Might I suggest that if we were SO open minded and color blind we would not have had to point out the fact that the person we elected was black…Every thirty seconds…For almost two years?… How proud of ourselves should we really be? Shouldn’t it be enough to say that we elected the best person for the job, and acknowledge that is about damn time we did. Perhaps if we had noticed that the pool of white middle-aged competent male politicians was somewhat shallow eight years ago, we would be in better shape now.

When the intoxication wears off is anyone going to notice that we have made it virtually impossible for the man that we so love and admire to succeed? While we were all punch drunk, the current administration lit the fuse on a 700 billion dollar time bomb and tossed it through the window of the oval office. The current occupant checked out months ago, so the WMD sits ticking, ready to explode on or about the 20Th of January. As if that were not enough, there are the wars, not one, but two. Let us not even speak of inflation, unemployment or health care. Bring on the change! Hell yes! Nothing short of Camelot will satisfy us. We want change and we want it now, delivered post haste, as promised, along with free stuff. We like free stuff. Mortgages, insurance, cheap gas? Yes, please. We deserve it. If he fails to deliver--God help him.

What about the children? Look what we did for the kids! We are fucking brilliant. We should be proud of ourselves. We elected this president because we love our children.
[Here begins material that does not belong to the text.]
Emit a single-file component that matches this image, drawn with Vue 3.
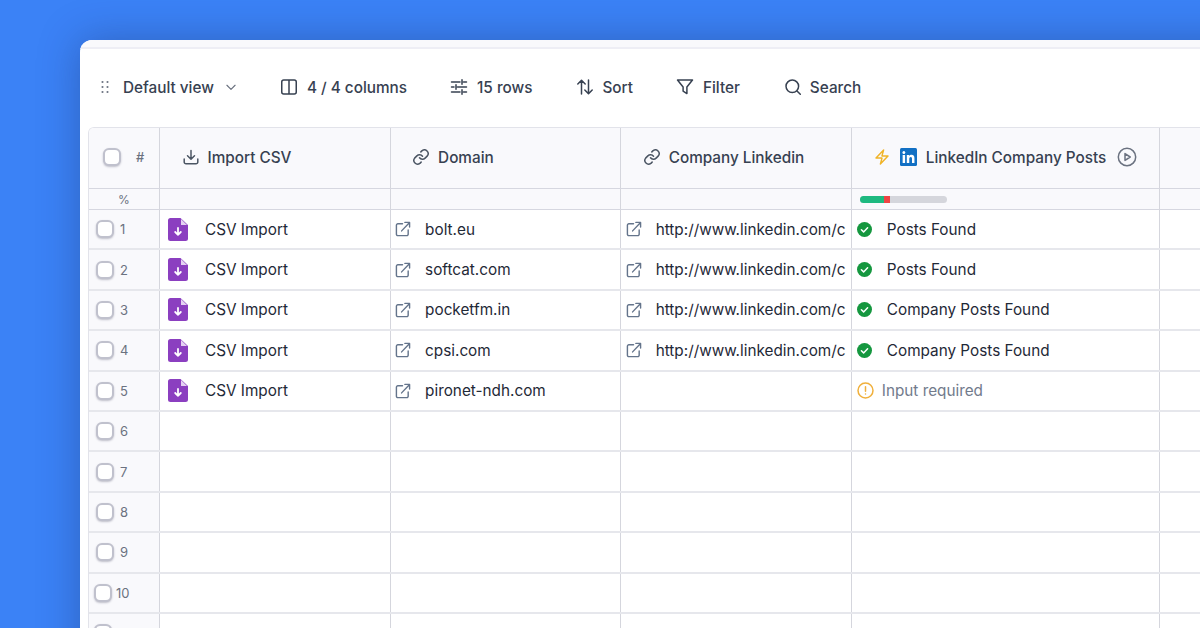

Well, we love most of them anyway, except the gay ones. We do not love the gay ones so much. We definitely do not want the gay ones to love each other. Let them get married, adopt children, provide safe harbor for foster kids? Good lord no! We are not THAT open minded. This is shameful, for what it is worth, I am sorry.

This post makes me sorry too. Please forgive all the ugly. I am working on it, I swear…Tomorrow ugly will be the new pretty. I will be back with a joke, or a rope trick, or at the very least I will keep my mouth shut if I do not have anything nice to say. (Big Judes will be proud).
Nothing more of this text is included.